Rachel Valgardson
It is with a great deal of sorrow that we announce the death of our mother and grandmother, Rae.
The last part of her life was spent in Betel, Gimli, Manitoba. Most people don’t want to go into a nursing home but she did. Practical person that she was, she recognized that her increasing deafness and macular degeneration meant she needed the care available at Betel.
Rae was predeceased by her husband of sixty-nine years, Dempsey Valgardson, her son, Dale, her mother, and her father. She had two brothers both of whom died as small children.
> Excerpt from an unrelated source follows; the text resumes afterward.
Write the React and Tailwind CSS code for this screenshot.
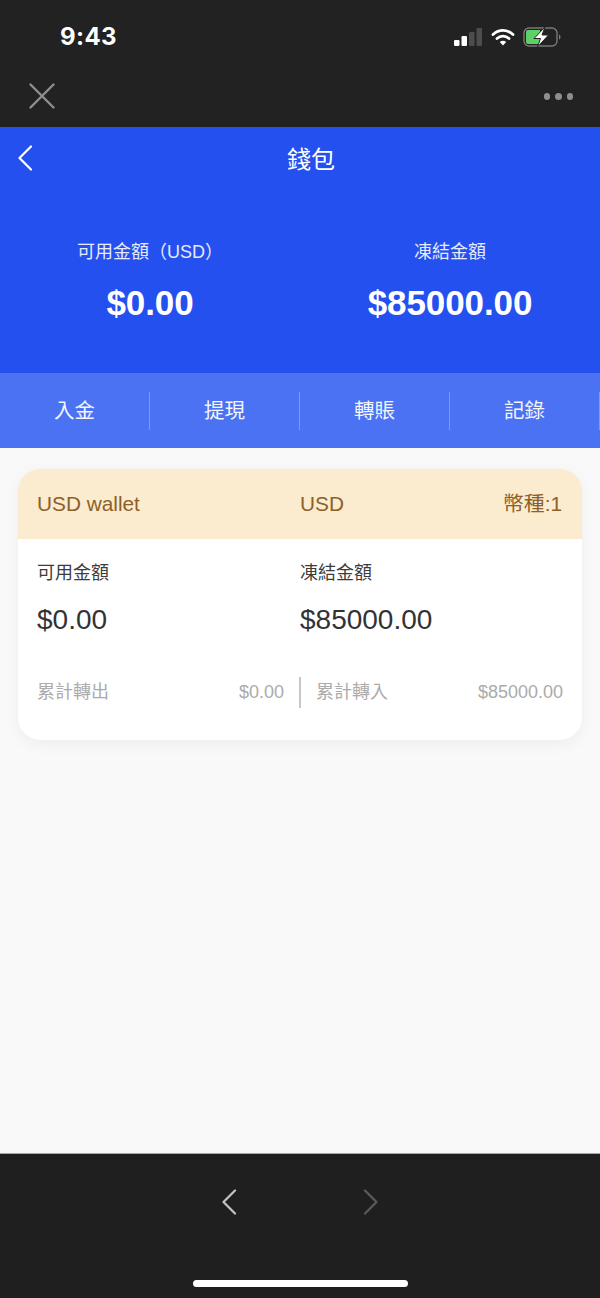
const font = { fontFamily: '"Liberation Sans", "Noto Sans CJK TC", sans-serif' };

function Chevron({ dir = "left", className = "" }) {
  return (
    <svg width="16" height="26" viewBox="0 0 16 26" fill="none" className={className}>
      <path d={dir === "left" ? "M14 1.5 L2.5 13 L14 24.5" : "M2 1.5 L13.5 13 L2 24.5"} stroke="currentColor" strokeWidth="2.2" strokeLinecap="round" strokeLinejoin="round" />
    </svg>
  );
}

function StatusIcons() {
  return (
    <div className="flex items-center">
      <svg width="28" height="20" viewBox="0 0 28 20" className="mr-[9px]">
        <rect x="0" y="13" width="5.5" height="6" rx="1.2" fill="#fff" />
        <rect x="7.5" y="9" width="5.5" height="10" rx="1.2" fill="#fff" />
        <rect x="15" y="5" width="5.5" height="14" rx="1.2" fill="#4d4d4d" />
        <rect x="22.5" y="1" width="5.5" height="18" rx="1.2" fill="#4d4d4d" />
      </svg>
      <svg width="24" height="20" viewBox="0 0 24 20" fill="none" className="mr-[8px]">
        <path d="M2 7.5 C8 2 16 2 22 7.5" stroke="#fff" strokeWidth="2.8" strokeLinecap="round" />
        <path d="M6 11.5 C9.5 8.4 14.5 8.4 18 11.5" stroke="#fff" strokeWidth="2.8" strokeLinecap="round" />
        <path d="M12 18.5 L8.8 15 C10.6 13.4 13.4 13.4 15.2 15 Z" fill="#fff" />
      </svg>
      <svg width="39" height="20" viewBox="0 0 39 20" fill="none">
        <rect x="1" y="1" width="33" height="18" rx="5" stroke="#7a7a7a" strokeWidth="1.4" />
        <path d="M3 5 a2 2 0 0 1 2 -2 H17 V17 H5 a2 2 0 0 1 -2 -2 Z" fill="#5fd068" />
        <path d="M36 7.5 C38 8 38 12 36 12.5 Z" fill="#7a7a7a" />
        <path d="M22 0 L11 11.5 H17.5 L14.5 20 L25.5 8 H19 Z" fill="#fff" stroke="#222222" strokeWidth="1" />
      </svg>
    </div>
  );
}

function Summary({ label, value }) {
  return (
    <div className="flex-1 flex flex-col items-center">
      <div className="mt-[1px] text-[18px] leading-[24px] text-[#e6ebfd]">{label}</div>
      <div className="mt-[19px] text-[35px] leading-[40px] font-bold tracking-[-0.1px] text-white">{value}</div>
    </div>
  );
}

function Tab({ label }) {
  return (
    <div className="w-[150px] h-[38px] flex items-center justify-center pt-[1px] border-r border-[#7d98f5] text-[20.5px] text-[#f4f6fe]">
      {label}
    </div>
  );
}

function Stat({ label, value }) {
  return (
    <div className="flex-1">
      <div className="text-[18px] leading-[24px] text-[#3c3c3c]">{label}</div>
      <div className="mt-[19px] text-[28px] leading-[32px] text-[#333333]">{value}</div>
    </div>
  );
}

function Total({ label, value }) {
  return (
    <div className="flex-1 flex items-center justify-between text-[18px] text-[#ababab]">
      <span>{label}</span>
      <span>{value}</span>
    </div>
  );
}

export default function App() {
  return (
    <div style={font} className="w-[600px] h-[1298px] flex flex-col overflow-hidden bg-[#f9f9f9]">
      <div className="h-[127px] bg-[#222222] shrink-0">
        <div className="h-[70px] flex items-center justify-between pl-[60px] pr-[38px] pt-[3px]">
          <span className="text-[24px] font-bold text-white tracking-[0.4px]" style={{ fontFamily: '"Inter", "Liberation Sans", sans-serif' }}>9:43</span>
          <StatusIcons />
        </div>
        <div className="h-[57px] flex items-start justify-between pl-[29px] pr-[27px] pt-[13px]">
          <svg width="26" height="26" viewBox="0 0 26 26" fill="none">
            <path d="M1.5 1.5 L24.5 24.5 M24.5 1.5 L1.5 24.5" stroke="#8e8e8e" strokeWidth="2.4" strokeLinecap="round" />
          </svg>
          <div className="flex gap-[5px] mt-[10px]">
            <span className="w-[6.5px] h-[6.5px] rounded-full bg-[#8e8e8e]" />
            <span className="w-[6.5px] h-[6.5px] rounded-full bg-[#8e8e8e]" />
            <span className="w-[6.5px] h-[6.5px] rounded-full bg-[#8e8e8e]" />
          </div>
        </div>
      </div>

      <div className="h-[246px] bg-[#2550f0] shrink-0 flex flex-col">
        <div className="relative h-[62px] flex items-center justify-center pl-[22px] pt-[3px] text-[24px] text-white">
          <Chevron className="absolute left-[17px] top-[18px] text-white" />
          錢包
        </div>
        <div className="flex mt-[50px]">
          <Summary label="可用金額（USD）" value="$0.00" />
          <Summary label="凍結金額" value="$85000.00" />
        </div>
      </div>

      <div className="h-[75px] bg-[#4a72f2] shrink-0 flex items-center">
        <Tab label="入金" />
        <Tab label="提現" />
        <Tab label="轉賬" />
        <Tab label="記錄" />
      </div>

      <div className="flex-1 px-[18px] pt-[21px]">
        <div className="h-[271px] rounded-[22px] bg-white overflow-hidden shadow-[0_4px_16px_rgba(0,0,0,0.05)]">
          <div className="h-[70px] bg-[#fbebcf] flex items-center pl-[19px] pr-[20px] text-[20.8px] text-[#8c6028]">
            <span className="w-[263px]">USD wallet</span>
            <span className="flex-1">USD</span>
            <span>幣種:1</span>
          </div>
          <div className="px-[19px] pt-[22px]">
            <div className="flex">
              <Stat label="可用金額" value="$0.00" />
              <Stat label="凍結金額" value="$85000.00" />
            </div>
            <div className="flex items-center mt-[41px]">
              <Total label="累計轉出" value="$0.00" />
              <div className="w-[2px] h-[31px] bg-[#c8c8c8] mx-[15px]" />
              <Total label="累計轉入" value="$85000.00" />
            </div>
          </div>
        </div>
      </div>

      <div className="h-[145px] bg-[#1f1f1f] border-t border-[#a8a8a8] shrink-0 flex flex-col items-center">
        <div className="flex mt-[35px] gap-[126px]">
          <Chevron className="text-[#c4c4c4]" />
          <Chevron dir="right" className="text-[#5a5a5a]" />
        </div>
        <div className="mt-[65px] w-[215px] h-[7px] rounded-full bg-white" />
      </div>
    </div>
  );
}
Rae is survived by her son, William (Bill), her daughter-in-law, Olena, her grandsons, Val and Shawn, and granddaughters, Nancy-Rae and Kim. Rae has six great grandchildren: Sean, Rebecca, Jordan, Holly, Dawson and Mackenzie.
Rae was born in Winnipeg. She attended Kelvin High School. Her parents came to Gimli as summer cottagers. They hired Dempsey’s father to build a cottage. Dempsey was working with his father singling the roof on a hot summer’s day. The family story is that Rae took so many glasses of water up the ladder to the roof where Dempsey was working that she sunburned the back of her legs.
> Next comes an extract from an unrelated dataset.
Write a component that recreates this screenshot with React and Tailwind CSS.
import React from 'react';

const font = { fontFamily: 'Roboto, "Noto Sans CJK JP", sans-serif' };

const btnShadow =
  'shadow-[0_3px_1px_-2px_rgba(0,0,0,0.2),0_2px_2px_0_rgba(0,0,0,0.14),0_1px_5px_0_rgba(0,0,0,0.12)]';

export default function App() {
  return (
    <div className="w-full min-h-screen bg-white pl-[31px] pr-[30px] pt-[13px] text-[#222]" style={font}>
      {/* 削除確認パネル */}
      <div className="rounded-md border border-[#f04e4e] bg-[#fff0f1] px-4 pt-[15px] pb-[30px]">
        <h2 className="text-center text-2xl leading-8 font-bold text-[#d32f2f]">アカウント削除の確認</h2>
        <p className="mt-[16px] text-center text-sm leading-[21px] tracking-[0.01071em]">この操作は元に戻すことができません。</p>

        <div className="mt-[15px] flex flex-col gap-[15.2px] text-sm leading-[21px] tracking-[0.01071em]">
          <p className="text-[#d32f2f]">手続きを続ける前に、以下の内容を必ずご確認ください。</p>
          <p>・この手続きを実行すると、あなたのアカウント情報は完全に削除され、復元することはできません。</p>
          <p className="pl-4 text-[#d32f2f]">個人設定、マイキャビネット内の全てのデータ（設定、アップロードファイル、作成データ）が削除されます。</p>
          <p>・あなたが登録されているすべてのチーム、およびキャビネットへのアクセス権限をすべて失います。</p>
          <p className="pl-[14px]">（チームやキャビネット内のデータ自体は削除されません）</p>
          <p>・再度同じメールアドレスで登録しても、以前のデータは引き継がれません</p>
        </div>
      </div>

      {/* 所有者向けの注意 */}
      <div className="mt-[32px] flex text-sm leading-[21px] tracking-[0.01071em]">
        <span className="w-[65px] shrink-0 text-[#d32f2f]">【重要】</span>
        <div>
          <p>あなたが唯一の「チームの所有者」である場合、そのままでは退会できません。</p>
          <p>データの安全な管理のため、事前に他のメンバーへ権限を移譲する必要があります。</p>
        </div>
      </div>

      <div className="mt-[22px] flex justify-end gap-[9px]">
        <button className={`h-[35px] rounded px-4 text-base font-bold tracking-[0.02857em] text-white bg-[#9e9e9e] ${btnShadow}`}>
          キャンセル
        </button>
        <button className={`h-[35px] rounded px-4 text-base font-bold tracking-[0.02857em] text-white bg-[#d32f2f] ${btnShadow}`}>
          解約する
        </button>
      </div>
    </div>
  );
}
After they married, they stayed for a time with Dempsey’s grandfather. Rae, a city girl, had to learn to live with a woodstove and a grumpy old man. A year later her parents bought them Captain Stevens’ house where they lived most of their lives. Rae adapted to country life and always said that being an only child had been lonely but that she was never lonely after moving to Gimli. There were lots of relatives and friends for Christmas dinners and Icelandic Celebrations and birthdays and weddings. She was active in the Lutheran Ladies’ Aid and taught Sunday school. The home of Dempsey’s step-mother, Katherine, was like a second home for her.
She went to Dempsey’s fish camps with him, cooking for his fishing crews. She traveled by boat in both storm and calm. She drove the muddy road between Gimli and Frog Bay transporting supplies. Her great joy, though, was taking a car load of children—her grandchildren and their friends—to the fish camp for weekends. She baked endless lemon pies, played endless games of cards, created a happy place for numerous children.
Rae’s life changed one day when Dempsey came home from a meeting of the Credit Union board. He had the Credit Union books with him and asked Rae if she’d take care of them for two weeks. Those two weeks turned into twenty years. At first she conducted Credit Union business in their living room but then Dempsey built the commercial building at Centre and Third. She once said the hardest thing about being a manager in the early years was going to conventions where she was the only woman.  Something she was greatly proud of was that she never hired a man because she felt opportunities for women were so few.
This city girl from Irish Protestant parents adapted so well to Gimli and its Icelandic culture that someone once suggested her for Fjalkona. However, her father came from Magheraluljenny, Ireland, not Reykjavik, Iceland.  
Some people are remembered for making money. Some for attaining political power. Some, like Rae, for making butter tarts, for Christmas dinners, for having an open door and an open heart.